The Group's capital is critical to its ability to operate its businesses, to grow organically and to take advantage of strategic opportunities. The Group is required by regulators in the UK and in other jurisdictions in which it undertakes regulated activities to maintain adequate capital resources. The Group mitigates the risk by careful management of its balance sheet and capital resources, through capital raising activities, disciplined capital allocation and the hedging of capital currency exposures.

Liquidity risk is inherent in the Group's operations

Liquidity risk is the risk that the Group will be unable to meet its obligations as they fall due. This risk is inherent in banking operations and can be heightened by a number of enterprise specific factors such as an over reliance on a particular source of funding, changes in credit ratings or by market-wide phenomena such as market dislocation and major disasters. The Group's liquidity management focuses on maintaining a diverse and appropriate funding strategy for its assets, in controlling the mis-match of maturities and from carefully monitoring its undrawn commitments and contingent liabilities.

The Group's future earnings could be affected by market illiquidity

Financial markets are sometimes subject to significant stress conditions where steep falls in perceived or actual asset values are accompanied by severe reduction in market liquidity, such as recent events in the U.S. sub-prime residential mortgage market. In dislocated markets, hedging and other risk management strategies may not be as effective as they are in normal market conditions. Severe market events are difficult to foresee and, if they occur, could result in the Group incurring significant losses. In 2007, the Group recorded significant write-downs on its credit market positions, principally on its US sub-prime exposures. The Group continues to have exposure to this market and as market conditions change the fair value of the Group's instruments could fall further. Furthermore, recent market volatility and illiquidity has made it difficult to value certain of the Group's financial instruments. Valuations in future periods, reflecting prevailing market conditions, may result in significant changes in the fair values of these instruments. In addition, the value ultimately realised by the Group will depend on the market price at that time and may be materially lower than current fair value. Any of these factors could require the Group to recognise further write-downs which may adversely affect the Group's future results.
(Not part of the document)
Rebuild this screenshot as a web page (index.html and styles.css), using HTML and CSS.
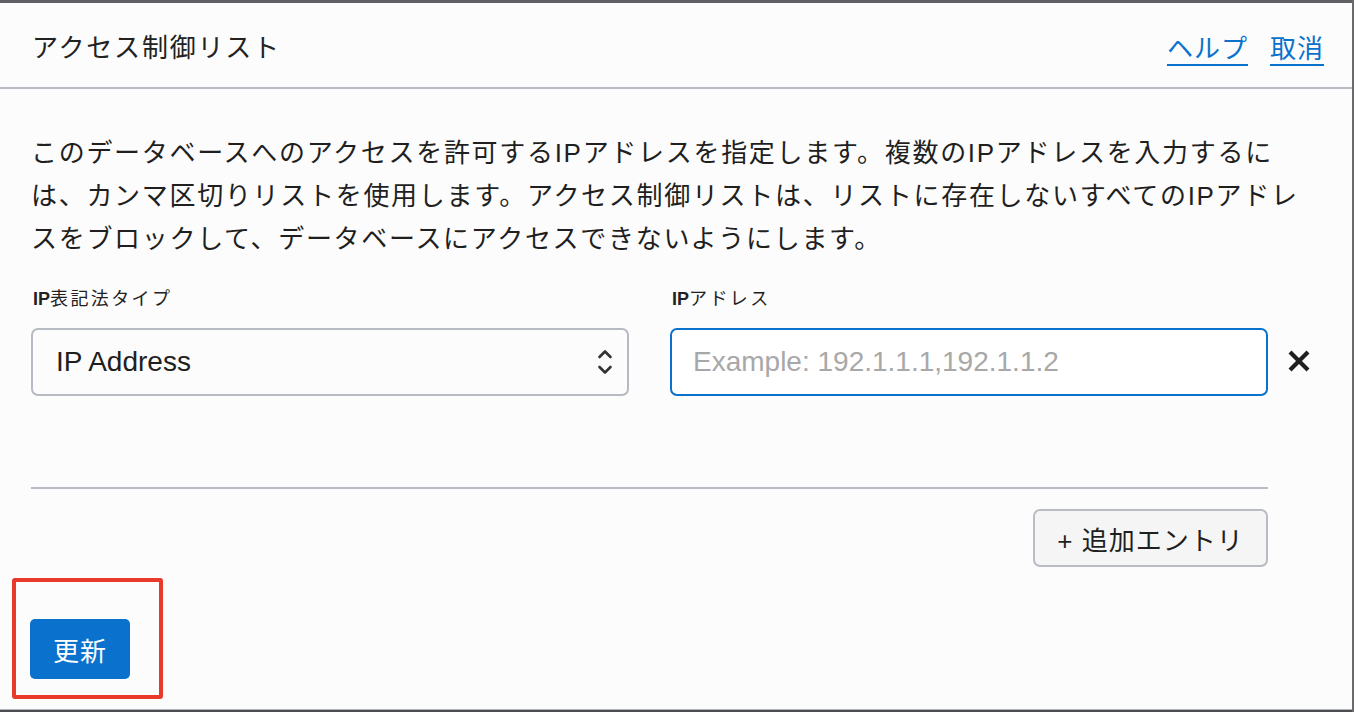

The Group's insurance businesses are subject to inherent risks involving claims

Future claims in the Group's general and life assurance business may be higher than expected as a result of changing trends in claims experience resulting from catastrophic weather conditions, demographic developments, changes in mortality and other causes outside the Group's control. Such changes would affect the profitability of current and future insurance products and services. The Group re-insures some of the risks it has assumed.

Operational risks are inherent in the Group's business

The Group's businesses are dependent on the ability to process a very large number of transactions efficiently and accurately. Operational losses can result from fraud, errors by employees, failure to document transactions properly or to obtain proper authorisation, failure to comply with regulatory requirements and Conduct of Business rules, equipment failures, natural disasters or the failure of external systems, for example, the Group's suppliers or counterparties. Although the Group has implemented risk controls and loss mitigation actions, and substantial resources are devoted to developing efficient procedures and to staff training, it is only possible to be reasonably, but not absolutely, certain that such procedures will be effective in controlling each of the operational risks faced by the Group.

Each of the Group's businesses is subject to substantial regulation and regulatory oversight. Any significant regulatory developments could have an effect on how the Group conducts its business and on the results of operations

The Group is subject to financial services laws, regulations, administrative actions and policies in each location in which the Group operates. This supervision and regulation, in particular in the UK and US, if changed could materially affect the Group's business, the products and services offered or the value of assets.

Future growth in the Group's earnings and shareholder value depends on strategic decisions regarding organic growth and potential acquisitions

The Group devotes substantial management and planning resources to the development of strategic plans for organic growth and identification of possible acquisitions, supported by substantial expenditure to generate growth in customer business. If these strategic plans do not meet with success, the Group's earnings could grow more slowly or decline.

The risk of litigation is inherent in the Group's operations

In the ordinary course of the Group's business, legal actions, claims against and by the Group and arbitrations arise; the outcome of such legal proceedings could affect the financial performance of the Group.

The Group is exposed to the risk of changes in tax legislation and its interpretation and to increases in the rate of corporate and other taxes in the jurisdictions in which it operates

The Group's activities are subject to tax at various rates around the world computed in accordance with local legislation and practice. Action by governments to increase tax rates or to impose additional taxes would reduce the profitability of the Group. Revisions to tax legislation or to its interpretation might also affect the Group's results in the future.

The Consortium Banks' proposals for the restructuring of ABN AMRO are complex and may not realise the anticipated benefits for the Group

The restructuring plan is complex, involving substantial reorganisation of ABN AMRO's operations and legal structure. In addition, it contemplates activities taking place simultaneously in a number of businesses and jurisdictions. Implementation of the reorganisation and the realisation of the forecast benefits within the planned timescales will be challenging. Execution of the restructuring requires management resource previously devoted to Group businesses and the retention of appropriately skilled ABN AMRO staff. The Group may not realise the benefits of the restructuring when expected or at all.